It’s been 27 years since the Roches made their eponymous debut on Warner Bros., and the harmonious sisters Maggie, Terre and Suzzy Roche just keep on doing. Influenced by everything from pop-rock and contemporary folk to traditional Irish music and church choir music, the Roches continue to delight their fans with their idiosyncratic songwriting and arrangements and, well, those harmonies: sometimes resplendent, sometimes choirlike, sometimes giddy, always distinctively Roche. The sisters each have their own side projects in addition to being members of the Roches; however, the trio are on tour together right now, and will bring their unique sound to the Egg tomorrow night. (May 5, 8 PM, $24, Empire State Plaza, Albany, 473-1845)
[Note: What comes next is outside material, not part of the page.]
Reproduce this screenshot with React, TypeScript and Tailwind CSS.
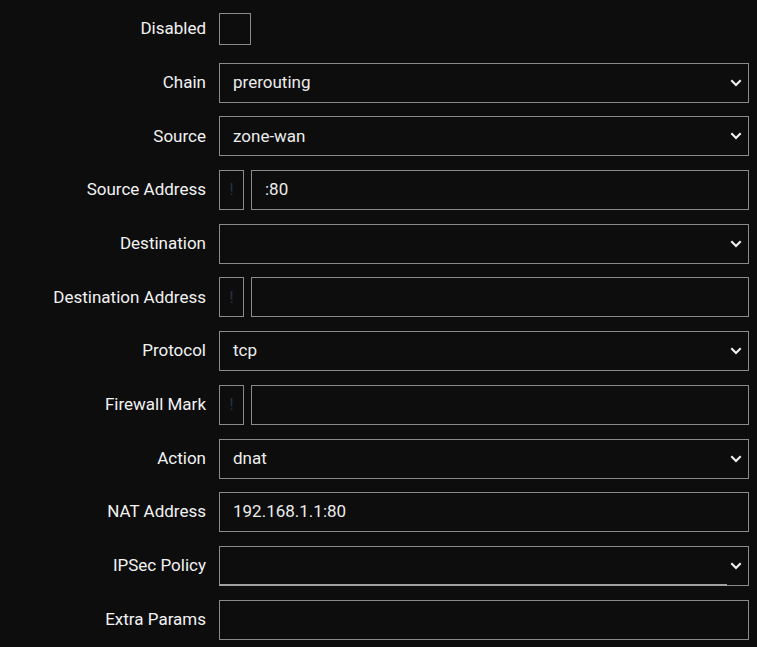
import React from 'react';

type Field =
  | { label: string; kind: 'checkbox' }
  | { label: string; kind: 'select'; value: string; underline?: boolean }
  | { label: string; kind: 'text'; value: string }
  | { label: string; kind: 'negate'; value: string };

const fields: Field[] = [
  { label: 'Disabled', kind: 'checkbox' },
  { label: 'Chain', kind: 'select', value: 'prerouting' },
  { label: 'Source', kind: 'select', value: 'zone-wan' },
  { label: 'Source Address', kind: 'negate', value: ':80' },
  { label: 'Destination', kind: 'select', value: '' },
  { label: 'Destination Address', kind: 'negate', value: '' },
  { label: 'Protocol', kind: 'select', value: 'tcp' },
  { label: 'Firewall Mark', kind: 'negate', value: '' },
  { label: 'Action', kind: 'select', value: 'dnat' },
  { label: 'NAT Address', kind: 'text', value: '192.168.1.1:80' },
  { label: 'IPSec Policy', kind: 'select', value: '', underline: true },
  { label: 'Extra Params', kind: 'text', value: '' },
];

const Chevron = () => (
  <svg width="12" height="8" viewBox="0 0 12 8" className="shrink-0 mr-[1px]">
    <path d="M1.3 1.3 L6 6 L10.7 1.3" fill="none" stroke="#f2f2f2" strokeWidth="2.1" />
  </svg>
);

const box = 'h-10 border border-[#8a8a8a] bg-[#0d0d0d] text-[17px]';

const Control = ({ field }: { field: Field }) => {
  switch (field.kind) {
    case 'checkbox':
      return <div className="w-8 h-8 border border-[#8a8a8a]" />;
    case 'select':
      return (
        <div className={`${box} text-[#ececec] relative w-full flex items-center pl-[13px] pr-[5px]`}>
          <span className="flex-1">{field.value}</span>
          <Chevron />
          {field.underline && (
            <span className="absolute left-[-1px] bottom-[-1px] w-[508px] h-[2px] bg-[#a0a0a0]" />
          )}
        </div>
      );
    case 'text':
      return <div className={`${box} text-[#ececec] w-full flex items-center px-[13px]`}>{field.value}</div>;
    case 'negate':
      return (
        <div className="flex w-full gap-[7px]">
          <div className={`${box} w-[25px] shrink-0 flex items-center justify-center text-[#26323c]`}>!</div>
          <div className={`${box} text-[#ececec] flex-1 flex items-center px-[13px]`}>{field.value}</div>
        </div>
      );
  }
};

export default function App() {
  return (
    <div
      className="min-h-screen bg-[#0d0d0d] pt-[9px]"
      style={{ fontFamily: 'Roboto, "Liberation Sans", sans-serif' }}
    >
      <div className="flex flex-col gap-[13.7px] w-[749px]">
        {fields.map((f) => (
          <div key={f.label} className="grid grid-cols-[206px_530px] gap-x-[13px] items-center h-10">
            <label className="text-right text-[17px] text-[#f2f2f2] whitespace-nowrap">{f.label}</label>
            <Control field={f} />
          </div>
        ))}
      </div>
    </div>
  );
}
Alycia Ercums CD-release party

Van Dyck, Friday

Local singer-songwriter Alycia Ercums has been a regular on the open-mic circuit over the past few years, and she apparently has made quite an impression on the local scene. The Times Union’s David Malachowski wrote that Alycia is “a true artist whose deep emotional impact is magnified by her mesmerizing charm, charisma and presence.” Artist aside, Ercums is also an activist, and she wears her altruistic side on her sleeve: She’s donating all proceeds from her CD sales on CDbaby.com to the Hurricane Katrina relief efforts. Tomorrow (Friday) night, she will release her new EP, called Matches in Gasoline, at the Van Dyck. For added incentive to get to the CD release show, Ercums’ Web site promises “guest performers, free giveaways, and more.” (May 5, 7 PM, $5, 237 Union St., Schenectady, 381-1111)

Buck Owens Tribute Night

WAMC Performing Arts Studio, Friday

Local musical luminaries will pay tribute to late country-music star Buck Owens (who died in March at age 76) tomorrow night at WAMC. Owens, who pioneered the Bakersfield sound (in reference to his town of Bakersfield, Calif.), was elected into the Country Music Hall of Fame in 1996. Performers include the Bob Bates Band, Kevin Maul, Leigh Gibson, MotherJudge and Hayseed. Also on the bill are the Ramblin’ Jug Stompers, “the Capital Region’s newest honest-to-goodness jug band.” (May 5, 8 PM, $10, 339 Central Ave., Albany, 465-5233 ext. 4)


linda eder

Linda Eder

Proctors Theatre, Saturday

“I am not at all by myself,” says Linda Eder, referring to the title of her latest LP, By Myself: Songs of Judy Garland. “I have had a lot of great people helping me and Judy on my shoulder.” The CD, a tribute to her idol, has been said to “capture the contrasting strength and fragility of Judy’s voice.” Eder’s big break came in 1988 when she held the winning title on Star Search for a record of 13 consecutive weeks. Shortly thereafter, she discovered her flair for Broadway when she nabbed a lead role in the musical Jekyll & Hyde. “She has a captivating presence and a Streisand-esque singing voice that elevates everything it touches,” says USA Today. Eder has always attributed Streisand, Garland, and Eileen Farrell as her “teachers.” This Saturday, she is back by popular demand, at Proctors Theatre, to sing Broadway tunes and popular songs from her records. Also, don’t miss the opportunity to meet her after the show. (May 5, 8 PM, $19.75-$39.75, 432 State St., Schenectady, 346-6204).




The Books

MASS MoCA, Saturday-Sunday

Whispery pseudo-folk and crude sampling share equal closet space on the three releases by North Adams, Mass.-based duo the Books. Nick Zammuto and Paul de Jong have been making music together for six years, since meeting as neighbors in Inwood, a small neighborhood in northern Manhattan. (They relocated to the Berkshires in 2002.) Song titles like “Vogt Dig for Kloppervok,” “A Dead Fish Gains the Power of Observation” and “The Lemon of Pink” suggest a certain abstract quality; fittingly, the Books’ music is just that: a mix of found sounds, soft vocals, and string play (de Jong is reportedly a monster cellist) that is wholly original and entirely their own (they proudly compose, record, fund and release their own recordings). This weekend will offer hometown fans a rare glimpse at the process, as the Books take their beautiful and confounding music to the MASS MoCA stage. (May 6-7, 7 PM, May 6 sold out, May 7 tickets $17, 1040 MASS MoCA Way, North Adams, Mass., 413-662-2111)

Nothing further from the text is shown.